Le processus statutaire d’accession à la propriété peut évoluer (dissociations foncier/immobilier, autopromotion immobilière), les mutations progressives (par exemple, location attribution, hypothèques rechargeables et prêts mutables) reviennent.
La formulation des besoins et des solutions proposées est un exercice à faire. Ces refondations vont créer débats entre les maitres d’œuvre et les maitres d’ouvrages.
Les bonnes conditions du débat constructif, - sur la réalité et la pratique et non pas sur des politiques souhaitables - sont renforcées par une production importante désormais assagie et conditionnée par le foncier.
Modes d’actions attendus
Par expérience, nous estimons que c’est de la pratique que se nourrit le débat.
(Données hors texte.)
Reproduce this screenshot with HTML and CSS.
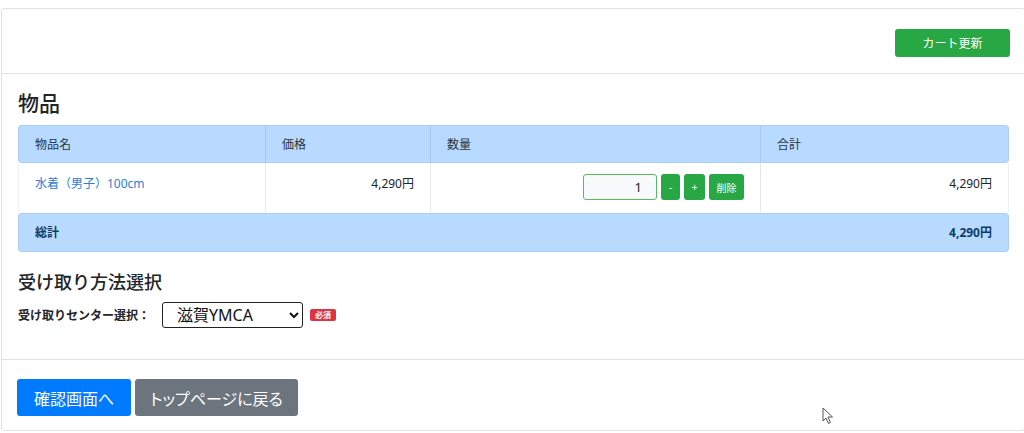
FILE: index.html
```html
<!DOCTYPE html>
<html lang="ja">
<head>
<meta charset="utf-8">
<title>カート</title>
<link rel="stylesheet" href="styles.css">
</head>
<body>
<div class="card">
  <div class="card-header">
    <button class="btn btn-success btn-sm">カート更新</button>
  </div>
  <div class="card-body">
    <h2 class="title">物品</h2>
    <table class="cart">
      <thead>
        <tr>
          <th class="c1">物品名</th>
          <th class="c2">価格</th>
          <th class="c3">数量</th>
          <th class="c4">合計</th>
        </tr>
      </thead>
      <tbody>
        <tr class="item">
          <td class="c1"><a href="#" class="link">水着（男子）100cm</a></td>
          <td class="c2 right">4,290円</td>
          <td class="c3 right">
            <div class="qty">
              <input class="qty-input" type="text" value="1">
              <button class="btn btn-success btn-xs btn-minus">-</button>
              <button class="btn btn-success btn-xs btn-plus">+</button>
              <button class="btn btn-success btn-xs btn-del">削除</button>
            </div>
          </td>
          <td class="c4 right">4,290円</td>
        </tr>
        <tr class="spacer"><td colspan="4"></td></tr>
        <tr class="total">
          <td class="first" colspan="3">総計</td>
          <td class="last right">4,290円</td>
        </tr>
      </tbody>
    </table>
    <h3 class="subtitle">受け取り方法選択</h3>
    <div class="form-row">
      <label class="label">受け取りセンター選択：</label>
      <select class="select">
        <option>滋賀YMCA</option>
      </select>
      <span class="badge">必須</span>
    </div>
  </div>
  <div class="card-footer">
    <button class="btn btn-primary btn-lg btn-confirm">確認画面へ</button>
    <button class="btn btn-secondary btn-lg btn-top">トップページに戻る</button>
  </div>
</div>
<svg class="cursor" width="12" height="18" viewBox="0 0 12 18"><path d="M1 1 L1 14 L4 11 L6.5 16.5 L8.5 15.5 L6 10 L10.5 10 Z" fill="#fff" stroke="#555" stroke-width="1"/></svg>
</body>
</html>
```

FILE: styles.css
```css
html, body {
  margin: 0;
  padding: 0;
  overflow: hidden;
  background: #fff;
}
body {
  padding-top: 8px;
  font-family: "Noto Sans", "Noto Sans CJK JP", sans-serif;
  color: #212529;
  font-size: 12px;
  position: relative;
  height: 425px;
}
.card {
  margin-left: 1px;
  width: 1024px;
  border: 1px solid #e2e2e2;
  border-radius: 3px;
  box-sizing: border-box;
}
.card-header {
  display: flex;
  justify-content: flex-end;
  padding: 20px 14px 16px 16px;
  border-bottom: 1px solid #e2e2e2;
}
.btn {
  font-family: "Noto Sans", "Noto Sans CJK JP", sans-serif;
  border: none;
  color: #fff;
  border-radius: 3px;
  cursor: pointer;
  padding: 0;
}
.btn-success { background: #28a745; }
.btn-primary { background: #007bff; }
.btn-secondary { background: #6c757d; }
.btn-sm {
  width: 115px;
  height: 28px;
  font-size: 12px;
}
.btn-xs {
  height: 26px;
  font-size: 10px;
}
.btn-minus { width: 19px; }
.btn-plus { width: 21px; }
.btn-del { width: 35px; }
.btn-lg {
  height: 37px;
  font-size: 16px;
  font-feature-settings: "palt";
}
.btn-confirm { width: 114px; }
.btn-top { width: 163px; }
.card-body {
  padding: 16px 16px 31px 16px;
}
.title {
  margin: 0 0 9px 0;
  font-size: 21px;
  font-weight: 500;
  line-height: 26px;
}
.cart {
  width: 991px;
  border-collapse: separate;
  border-spacing: 0;
  font-size: 12px;
}
.cart th {
  background: #b8daff;
  text-align: left;
  font-weight: 400;
  height: 38px;
  box-sizing: border-box;
  padding: 0 16px;
  border-top: 1px solid #a9cff7;
  border-bottom: 1px solid #a9cff7;
  border-left: 1px solid #a3cbf3;
  color: #2a3540;
}
.cart th.c1 { border-radius: 4px 0 0 4px; border-left: 1px solid #a9cff7; }
.cart th.c4 { border-radius: 0 4px 4px 0; border-right: 1px solid #a9cff7; }
.c1 { width: 247px; }
.c2 { width: 165px; }
.c3 { width: 330px; }
.cart td {
  padding: 12px 16px;
  vertical-align: top;
  line-height: 18px;
  box-sizing: border-box;
}
.item td {
  height: 49px;
  border-left: 1px solid #e6e6e6;
}
.item td.c1 { border-left: 1px solid #f0f0f0; }
.item td.c4 { border-right: 1px solid #f0f0f0; }
.item td.c3 { padding-top: 11px; padding-bottom: 0; }
.right { text-align: right; }
.link {
  color: #2a7fd4;
  text-decoration: none;
}
.qty {
  display: flex;
  justify-content: flex-end;
  gap: 4px;
}
.qty-input {
  width: 74px;
  height: 26px;
  box-sizing: border-box;
  border: 1px solid #5cb85c;
  border-radius: 3px;
  background: #f8f9fa;
  text-align: right;
  padding: 0 14px 0 4px;
  font-size: 13px;
  font-family: "Noto Sans", sans-serif;
  color: #212529;
}
.spacer td {
  height: 1px;
  padding: 0;
}
.total td {
  background: #b8daff;
  font-weight: 700;
  color: #0f3a66;
  height: 39px;
  padding: 0 16px;
  vertical-align: middle;
  border-top: 1px solid #a9cff7;
  border-bottom: 1px solid #a9cff7;
}
.total td.first { border-radius: 4px 0 0 4px; border-left: 1px solid #a9cff7; }
.total td.last { border-radius: 0 4px 4px 0; border-right: 1px solid #a9cff7; }
.subtitle {
  margin: 19px 0 8px 0;
  font-size: 18px;
  font-weight: 500;
  line-height: 23px;
}
.form-row {
  display: flex;
  align-items: center;
}
.label {
  font-weight: 700;
  font-size: 12px;
  width: 144px;
  white-space: nowrap;
}
.select {
  width: 141px;
  height: 26px;
  border: 1px solid #222;
  border-radius: 3px;
  background: #fff;
  font-size: 16px;
  padding: 0 0 0 10px;
  font-family: "Noto Sans", "Noto Sans CJK JP", sans-serif;
  color: #111;
}
.badge {
  margin-left: 7px;
  background: #dc3545;
  color: #fff;
  font-size: 8px;
  font-weight: 700;
  padding: 0 5px;
  line-height: 12px;
  border-radius: 2px;
}
.card-footer {
  display: flex;
  gap: 4px;
  padding: 19px 16px 14px 15px;
  border-top: 1px solid #e2e2e2;
}
.cursor {
  position: absolute;
  left: 822px;
  top: 407px;
}
```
Il nous semble utile de construire une capitalisation des savoirs à partir des rencontres mixtes et autour de réalisations.
La rencontre thématique et sur site (type M2O http://m2o.reseau.free.fr/HabitatIntermediaire.html ) apparait comme un dispositif apprécié et efficace pour débattre et diffuser des principes de qualité.
Il nous apparaît qu’une série de rencontres professionnelles autour de réalisations exemplaires, basées sur la visite des réalisations et la présentation du processus par leurs auteurs sont de nature à essaimer des concepts nouveaux et diffuser des partis courageux. Le territoire le plus adéquat serait la région ou un groupe de région. Cela, car les acteurs sont souvent locaux et en réseaux informels mais actifs.
Dans un second temps, le principe d’ateliers intensifs, en lien avec une collectivité et réunissant opérateurs et concepteurs peut déboucher sur des propositions intéressantes. Le principe de faire travailler en équipe les acteurs des maitrises d’ouvrage et d’œuvre permet de construire des synergies et des pratiques nouvelles. Une importante préparation est indispensable et une capitalisation professionnelle nécessitera des observateurs-acteurs nombreux et différents (anthropologues - sociologues, praticiens non concurrents, consultants).
Ces deux pistes, guère originales mais efficaces, sont à perfectionner et à tester pour capitaliser les savoirs, diffuser des tendances et anticiper les acquis.